**Directive**
Copy the data precisely, character for character, and leave out every picture.

-- start --

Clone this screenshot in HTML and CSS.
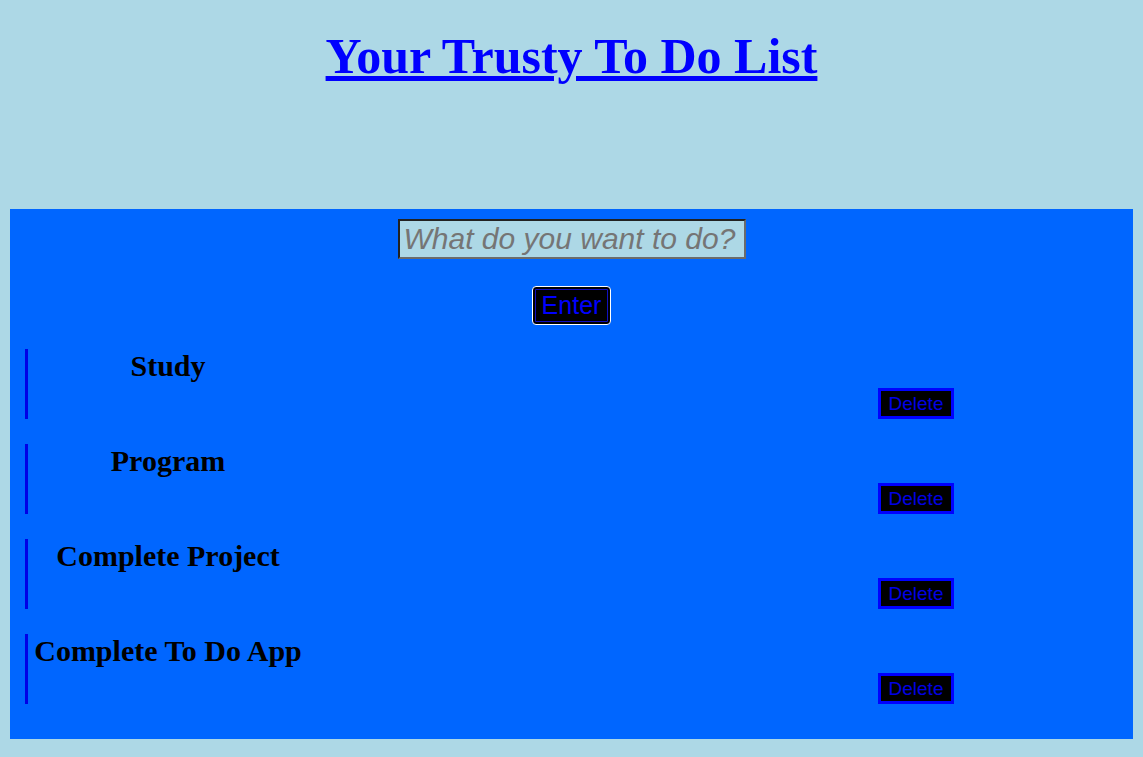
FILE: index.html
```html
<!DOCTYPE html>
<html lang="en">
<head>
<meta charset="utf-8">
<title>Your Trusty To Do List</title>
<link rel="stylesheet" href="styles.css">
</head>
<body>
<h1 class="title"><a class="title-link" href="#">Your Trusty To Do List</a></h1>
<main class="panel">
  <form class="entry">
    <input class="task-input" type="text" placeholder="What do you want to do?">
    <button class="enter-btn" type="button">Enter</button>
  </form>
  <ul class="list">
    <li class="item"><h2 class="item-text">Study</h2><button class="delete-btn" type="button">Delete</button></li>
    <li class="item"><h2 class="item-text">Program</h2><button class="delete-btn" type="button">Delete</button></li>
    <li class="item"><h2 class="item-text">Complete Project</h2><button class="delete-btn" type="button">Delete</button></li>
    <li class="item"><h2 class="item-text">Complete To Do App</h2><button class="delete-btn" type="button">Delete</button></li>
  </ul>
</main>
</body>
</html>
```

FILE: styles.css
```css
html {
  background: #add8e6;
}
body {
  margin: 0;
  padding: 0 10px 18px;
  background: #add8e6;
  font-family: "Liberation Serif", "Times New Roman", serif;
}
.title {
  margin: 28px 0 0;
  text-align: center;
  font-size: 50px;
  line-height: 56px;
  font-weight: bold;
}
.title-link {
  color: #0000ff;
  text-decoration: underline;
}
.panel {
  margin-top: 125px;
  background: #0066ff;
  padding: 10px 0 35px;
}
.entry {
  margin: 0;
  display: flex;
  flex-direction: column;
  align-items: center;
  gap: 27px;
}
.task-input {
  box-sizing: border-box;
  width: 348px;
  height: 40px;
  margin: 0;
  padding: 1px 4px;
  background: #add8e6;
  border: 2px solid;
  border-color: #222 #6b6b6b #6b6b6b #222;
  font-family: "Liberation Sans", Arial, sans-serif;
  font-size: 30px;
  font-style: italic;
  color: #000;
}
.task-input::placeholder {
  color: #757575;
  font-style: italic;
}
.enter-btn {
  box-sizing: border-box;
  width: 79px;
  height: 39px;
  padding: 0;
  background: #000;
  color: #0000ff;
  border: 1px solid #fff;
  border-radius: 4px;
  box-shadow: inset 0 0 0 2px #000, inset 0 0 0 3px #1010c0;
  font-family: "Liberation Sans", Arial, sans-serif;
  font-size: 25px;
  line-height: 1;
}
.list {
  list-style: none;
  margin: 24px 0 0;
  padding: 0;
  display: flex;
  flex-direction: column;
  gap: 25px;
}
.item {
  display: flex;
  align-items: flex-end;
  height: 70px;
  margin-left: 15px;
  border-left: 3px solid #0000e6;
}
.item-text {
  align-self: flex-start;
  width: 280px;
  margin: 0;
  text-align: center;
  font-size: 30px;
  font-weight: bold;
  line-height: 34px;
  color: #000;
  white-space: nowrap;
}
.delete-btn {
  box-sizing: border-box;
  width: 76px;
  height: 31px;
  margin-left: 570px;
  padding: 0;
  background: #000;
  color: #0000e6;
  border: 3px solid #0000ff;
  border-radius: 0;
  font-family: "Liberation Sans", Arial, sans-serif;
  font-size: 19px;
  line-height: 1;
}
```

-- end --

**Answer to this exercise**
Clone this screenshot in HTML and CSS.
FILE: index.html
```html
<!DOCTYPE html>
<html lang="en">
<head>
<meta charset="utf-8">
<title>Your Trusty To Do List</title>
<link rel="stylesheet" href="styles.css">
</head>
<body>
<h1 class="title"><a class="title-link" href="#">Your Trusty To Do List</a></h1>
<main class="panel">
  <form class="entry">
    <input class="task-input" type="text" placeholder="What do you want to do?">
    <button class="enter-btn" type="button">Enter</button>
  </form>
  <ul class="list">
    <li class="item"><h2 class="item-text">Study</h2><button class="delete-btn" type="button">Delete</button></li>
    <li class="item"><h2 class="item-text">Program</h2><button class="delete-btn" type="button">Delete</button></li>
    <li class="item"><h2 class="item-text">Complete Project</h2><button class="delete-btn" type="button">Delete</button></li>
    <li class="item"><h2 class="item-text">Complete To Do App</h2><button class="delete-btn" type="button">Delete</button></li>
  </ul>
</main>
</body>
</html>
```

FILE: styles.css
```css
html {
  background: #add8e6;
}
body {
  margin: 0;
  padding: 0 10px 18px;
  background: #add8e6;
  font-family: "Liberation Serif", "Times New Roman", serif;
}
.title {
  margin: 28px 0 0;
  text-align: center;
  font-size: 50px;
  line-height: 56px;
  font-weight: bold;
}
.title-link {
  color: #0000ff;
  text-decoration: underline;
}
.panel {
  margin-top: 125px;
  background: #0066ff;
  padding: 10px 0 35px;
}
.entry {
  margin: 0;
  display: flex;
  flex-direction: column;
  align-items: center;
  gap: 27px;
}
.task-input {
  box-sizing: border-box;
  width: 348px;
  height: 40px;
  margin: 0;
  padding: 1px 4px;
  background: #add8e6;
  border: 2px solid;
  border-color: #222 #6b6b6b #6b6b6b #222;
  font-family: "Liberation Sans", Arial, sans-serif;
  font-size: 30px;
  font-style: italic;
  color: #000;
}
.task-input::placeholder {
  color: #757575;
  font-style: italic;
}
.enter-btn {
  box-sizing: border-box;
  width: 79px;
  height: 39px;
  padding: 0;
  background: #000;
  color: #0000ff;
  border: 1px solid #fff;
  border-radius: 4px;
  box-shadow: inset 0 0 0 2px #000, inset 0 0 0 3px #1010c0;
  font-family: "Liberation Sans", Arial, sans-serif;
  font-size: 25px;
  line-height: 1;
}
.list {
  list-style: none;
  margin: 24px 0 0;
  padding: 0;
  display: flex;
  flex-direction: column;
  gap: 25px;
}
.item {
  display: flex;
  align-items: flex-end;
  height: 70px;
  margin-left: 15px;
  border-left: 3px solid #0000e6;
}
.item-text {
  align-self: flex-start;
  width: 280px;
  margin: 0;
  text-align: center;
  font-size: 30px;
  font-weight: bold;
  line-height: 34px;
  color: #000;
  white-space: nowrap;
}
.delete-btn {
  box-sizing: border-box;
  width: 76px;
  height: 31px;
  margin-left: 570px;
  padding: 0;
  background: #000;
  color: #0000e6;
  border: 3px solid #0000ff;
  border-radius: 0;
  font-family: "Liberation Sans", Arial, sans-serif;
  font-size: 19px;
  line-height: 1;
}
```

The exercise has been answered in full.